Wellbeing in the Workplace
Wellbeing in the Workplace
The impact a people-first workplace culture can have on employee wellbeing
According to the Office for National Statistics Labour Force Survey, 17.5 million working days are lost each year within the UK due to wellbeing related sickness-absence.
Over the last few years there has been a significant increase in the importance of health and wellbeing within the corporate agenda, a study by the Chartered Institute of Personnel Development (CIPD) provided evidence of a 14% increase between 2020 and 2021 in how wellbeing has become a greater priority within senior leadership.
However, a lack of a culture of wellbeing is still a significant issue within the corporate world. Although studies show policies and strategies are improving, absences relating to wellbeing are still rising, so what more can organisations do to turn this tide? Having a positive culture that prioritises wellbeing within the workplace brings with it benefits for both the employer and employees.
Optimising productivity, motivation and performance
An organisation’s culture is central to the emotional connection employees have with the business. Confirmed in the ‘Occupational Wellbeing and its Effect on Performance’ study by Return to Work Knowledge, this is one of the most important factors of employee productivity. An employer who emphasises the wellness of their employees being at the heart of the business will see improved productivity, output and loyalty within the workforce, 31% more in fact.

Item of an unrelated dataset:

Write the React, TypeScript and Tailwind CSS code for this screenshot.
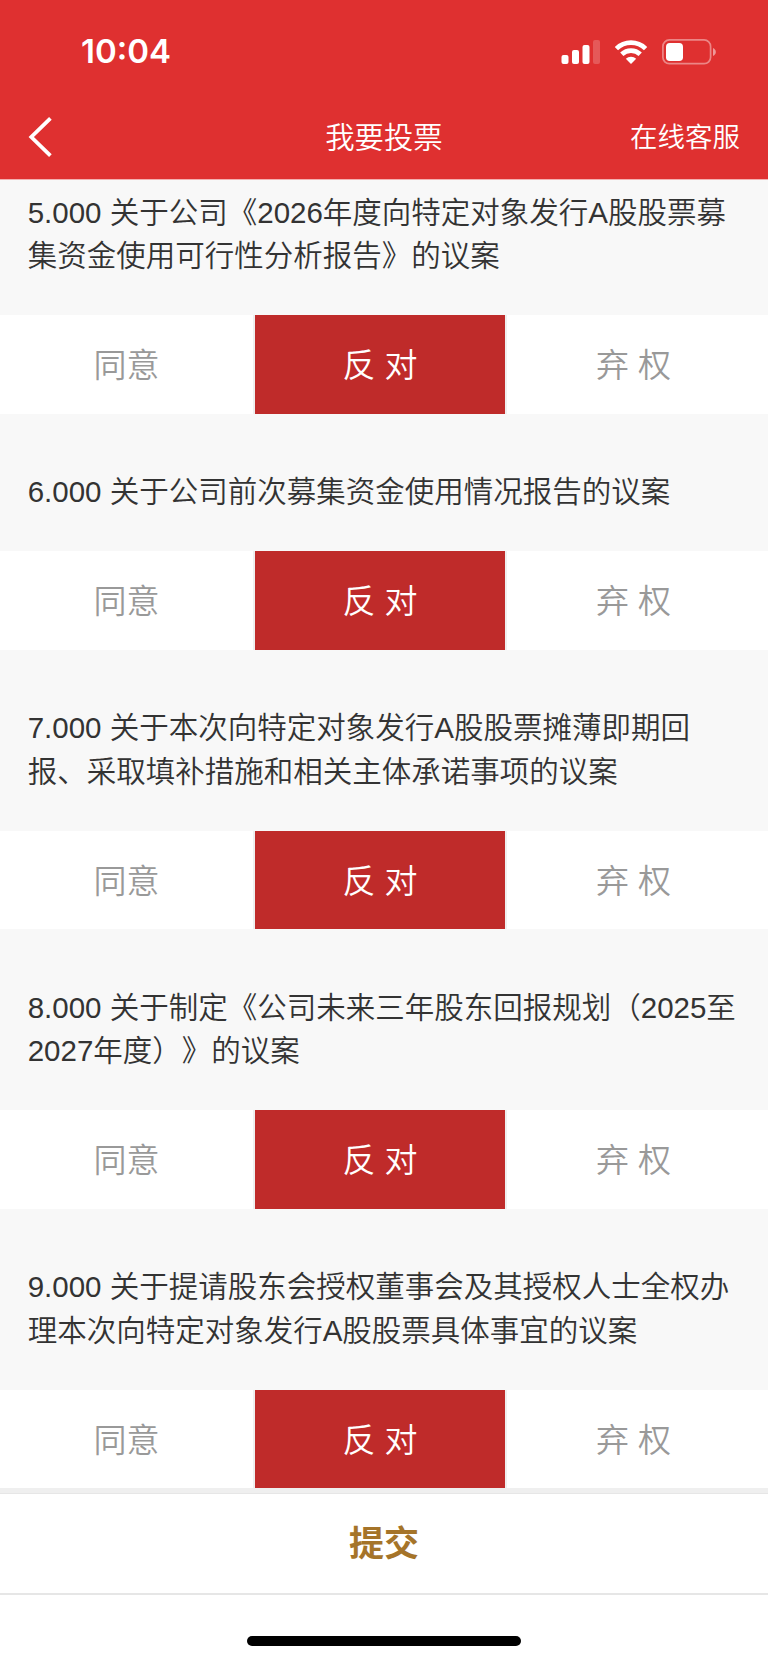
type Choice = "agree" | "against" | "abstain";

type Proposal = {
  id: string;
  lines: string[];
  choice: Choice;
};

const proposals: Proposal[] = [
  {
    id: "5.000",
    lines: ["关于公司《2026年度向特定对象发行A股股票募", "集资金使用可行性分析报告》的议案"],
    choice: "against",
  },
  { id: "6.000", lines: ["关于公司前次募集资金使用情况报告的议案"], choice: "against" },
  {
    id: "7.000",
    lines: ["关于本次向特定对象发行A股股票摊薄即期回", "报、采取填补措施和相关主体承诺事项的议案"],
    choice: "against",
  },
  {
    id: "8.000",
    lines: ["关于制定《公司未来三年股东回报规划（2025至", "2027年度）》的议案"],
    choice: "against",
  },
  {
    id: "9.000",
    lines: ["关于提请股东会授权董事会及其授权人士全权办", "理本次向特定对象发行A股股票具体事宜的议案"],
    choice: "against",
  },
];

const options: { value: Choice; label: string; width: string }[] = [
  { value: "agree", label: "同意", width: "w-[255px] border-r-2" },
  { value: "against", label: "反 对", width: "w-[250px]" },
  { value: "abstain", label: "弃 权", width: "w-[255px] border-l-2" },
];

export default function App() {
  return (
    <div className="flex h-[1663px] w-[768px] flex-col overflow-hidden bg-[#f8f8f8] font-['Liberation_Sans','Noto_Sans_CJK_SC',sans-serif] font-[350] text-[#333] [text-spacing-trim:space-all]">
      <header className="flex h-[180px] shrink-0 flex-col border-b border-[#f3b0b0] bg-[#df3030] text-white">
        <StatusBar />
        <NavBar />
      </header>

      <main className="flex h-[1308px] shrink-0 flex-col overflow-hidden pt-[10.5px]">
        {proposals.map((p) => (
          <ProposalItem key={p.id} proposal={p} />
        ))}
      </main>

      <footer className="flex flex-1 flex-col items-center border-t-[5px] border-[#efefef] bg-white">
        <button
          type="button"
          className="h-[102px] w-full border-t border-b-2 border-[#e6e6e6] pt-[2px] text-[35px] font-bold text-[#a57429]"
        >
          提交
        </button>
        <div className="mt-[41px] h-[10px] w-[274px] rounded-full bg-black" />
      </footer>
    </div>
  );
}

function StatusBar() {
  return (
    <div className="flex h-[102px] items-center justify-between pt-px pr-[52px] pl-[81px]">
      <span className="font-['Inter',sans-serif] text-[33px] leading-none font-semibold">10:04</span>
      <svg width="156" height="28" viewBox="560 37 156 28" fill="white">
        <rect x="561.5" y="54" width="7" height="9" rx="2" />
        <rect x="572" y="49" width="7" height="14" rx="2" />
        <rect x="582.5" y="44" width="7" height="19" rx="2" />
        <rect x="593" y="39" width="7" height="24" rx="2" opacity="0.2" />
        <g fill="none" stroke="white" strokeWidth="4.7">
          <path d="M616.4 47.6A21 21 0 0 1 645.6 47.6" />
          <path d="M621.8 53.3A13.2 13.2 0 0 1 640.2 53.3" />
        </g>
        <path d="M631 63L625.8 57.8A7.4 7.4 0 0 1 636.2 57.8Z" />
        <rect x="662.9" y="38.9" width="47.7" height="23.8" rx="6.5" fill="none" stroke="white" strokeWidth="1.7" opacity="0.42" />
        <rect x="666" y="42" width="17" height="18" rx="3.8" />
        <path d="M713 47c3.8 1.6 3.8 6.4 0 8z" opacity="0.5" />
      </svg>
    </div>
  );
}

function NavBar() {
  return (
    <div className="grid h-[70px] grid-cols-3 items-center px-7">
      <svg width="26" height="40" viewBox="0 0 26 40" fill="none" stroke="white" strokeWidth="3.8">
        <path d="M22.4 1.4L3.3 20l19.1 18.6" />
      </svg>
      <h1 className="pt-[2px] text-center text-[29.4px] leading-none">我要投票</h1>
      <a className="pt-[2px] text-right text-[27.5px] leading-none">在线客服</a>
    </div>
  );
}

function ProposalItem({ proposal }: { proposal: Proposal }) {
  return (
    <section className="mb-[56.2px] shrink-0">
      <h2 className="mb-[37.6px] pl-[27.7px] text-[29.5px] leading-[43.6px] whitespace-nowrap">
        {proposal.lines.map((line, i) => (
          <span key={line} className="block">
            {i === 0 && `${proposal.id} `}
            {line}
          </span>
        ))}
      </h2>
      <div className="flex h-[98.6px] bg-white">
        {options.map((o) => (
          <button
            key={o.value}
            type="button"
            className={`${o.width} shrink-0 border-[#efefef] pt-[2px] text-[33px] leading-none ${
              o.value === proposal.choice ? "bg-[#bf2b2a] text-white" : "text-[#999]"
            }`}
          >
            {o.label}
          </button>
        ))}
      </div>
    </section>
  );
}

Reduction in absenteeism and presenteeism
In The Absenteeism Report, we reported the results of a survey of HR professionals which revealed that 64% of people feel the workplace environment can ‘substantially’ contribute to sickness levels and only 2% of respondents thought it had no impact at all. A good employee wellbeing strategy is key to creating a healthy, happy and harmonious environment that reduces absence levels. Introducing a people-first strategy can in turn decrease presenteeism, the constant presence of an employee despite being unable to complete their role to the best of their ability due to illness.
Use our absenteeism calculator to check the effects of your employee’s absence.
An increase in employee engagement
Engaged employees have a dedication which goes beyond pay, after work drinks on Friday and chasing the next promotion. They have a passion to support the business and the success they fulfil within their role. A disengaged employee can cost a business 18% of their annual salary according to a study by Oak Engagement, whereas an engaged team can generate 23% more profit.
Fewer cost implications
Employers lose a shocking £45b each year to wellbeing related sickness-absence, according to a 2020 study by Deloitte. With this increasing by £6b each year, many organisations are adopting wellbeing strategies to reduce these numbers; for every £1 invested by employers into wellbeing strategies, they receive £5 back in reduced absence, presenteeism and staff turnover.
Attracting and retaining the best talent
The modern generation of workers are looking for more than just a role within a business and the wage this provides, they want an employer who genuinely cares about their people. By ignoring employee wellbeing, businesses risk not being able to attract and retain the best candidates to their organisation.
Prioritising the wellbeing of employees is key to getting the most from your employees. Your responsibility to provide a positive wellbeing culture ensures the ultimate outcome of not just a happy and healthy workforce but also greater productivity and enhanced business performance, through increased attendance, reduced illness and improved morale and outlook.